Nine games were affected by the shutdown, and three of them — Seneca Valley, Central Valley, Deer Lakes — will not be rescheduled.
The regular season was extended two weeks — the Talbots now finish Feb. 25 — and the WPIAL will hold an open tournament with every team qualifying for the playoffs.
The Talbots will play 18 more regular-season games, including six that have been moved to different dates from the original schedule.
Howard said the shutdown provided a “good mental break” for his players. He installed a new fast-paced attack, and the grueling early practices reflected the up-tempo approach.
“It was the best, most intense, hard three-week practice session of preseason that I’ve ever had,” said Howard, who is in his sixth season at Hampton following eight years at Mars. “Every practice, every drill has been ultra-competitive and high intensity.”
Howard said the Talbots’ performance against McDowell — they led 21-5 after one quarter — proved to the coaches and players that the new style of play can succeed.
“The coaches looked at each other before tipoff and said, ‘Is this going to work or not? It could blow up in our face,’” Howard said. “But for us to jump out like that and play that well, hopefully, it gives the girls a belief. That’s a big part of the battle going forward.”

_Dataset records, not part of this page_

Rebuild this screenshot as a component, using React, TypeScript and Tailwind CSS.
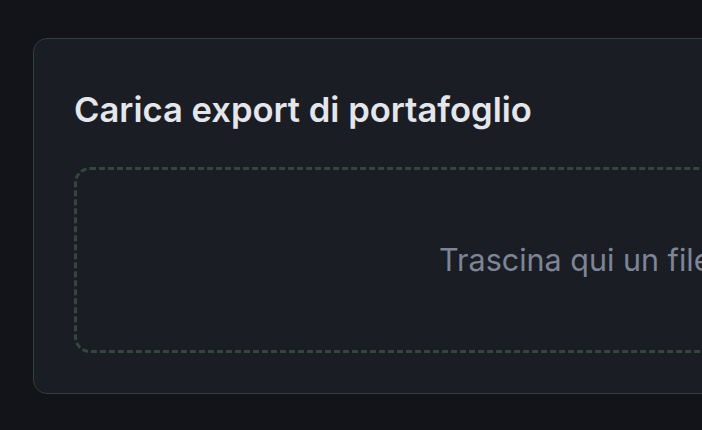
export default function App() {
  return (
    <div className="min-h-screen w-full overflow-hidden bg-[#131419] pl-[33px] pt-[38px] font-['Inter',sans-serif]">
      {/* Carta di caricamento */}
      <div className="w-[1156px] rounded-[14px] border border-[#30403a] bg-[#1b1d25] px-10 pb-10 pt-[46px]">
        <h2 className="mb-[34px] text-[34.6px] font-semibold leading-[48px] text-[#e4e6ec]">
          Carica export di portafoglio
        </h2>
        <div className="flex h-[186px] items-center justify-center rounded-[16px] border-[3px] border-dashed border-[#35473c]">
          <p className="text-[30.5px] text-[#7e8597]">Trascina qui un file CSV</p>
        </div>
      </div>
    </div>
  );
}
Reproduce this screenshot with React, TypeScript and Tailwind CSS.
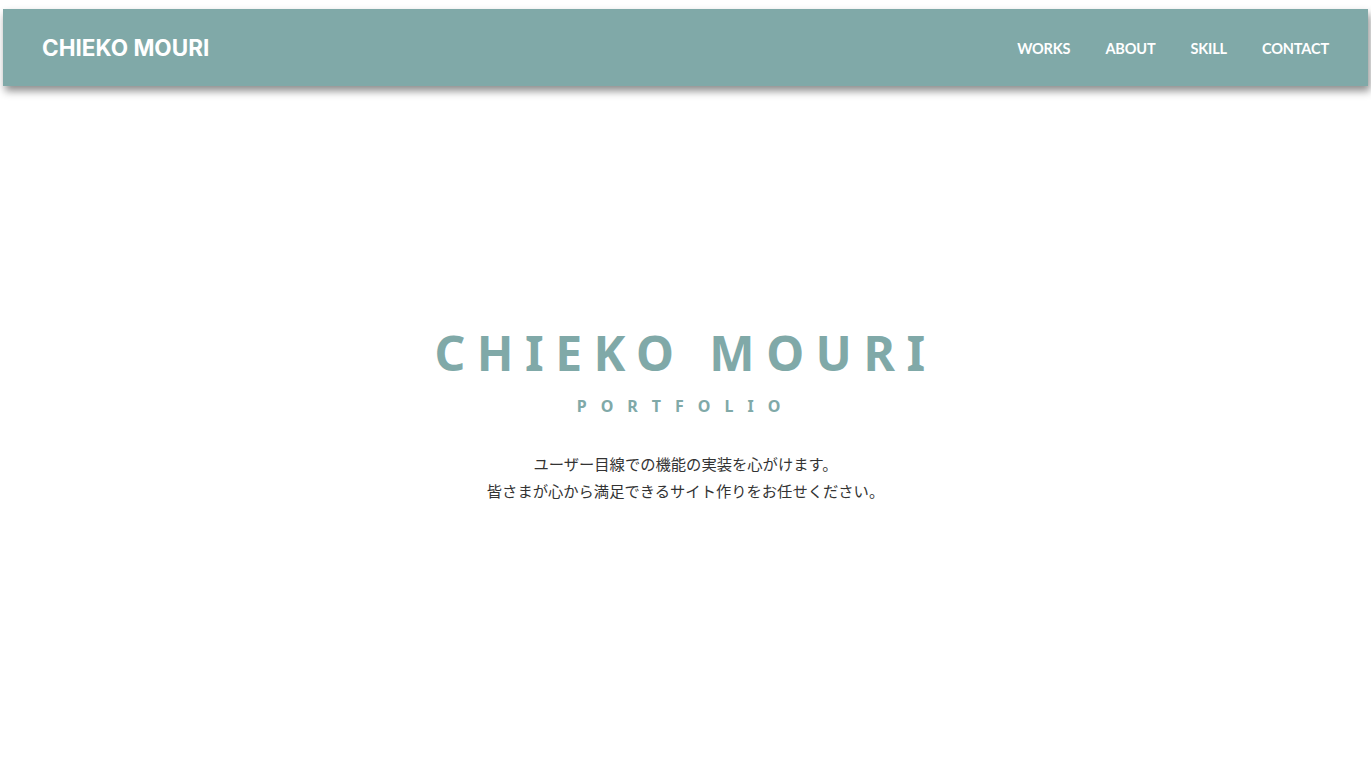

The Talbots will get no rest. They were scheduled to play three games in four days upon returning to action: Quaker Valley on Friday, at Knoch on Saturday and home against Fox Chapel on Monday, Jan. 11.
But with a cloud of uncertainty expected to hang over the season for the next two months, the Talbots plan to approach every game just like they did the opener against McDowell.
“I was just excited that we got to play one game, especially knowing that we were shutting down right after that and not all teams were even getting an opportunity to play,” Kelly said. “My attitude going into that was to leave it all out there and play as much as I could and as hard as I could.”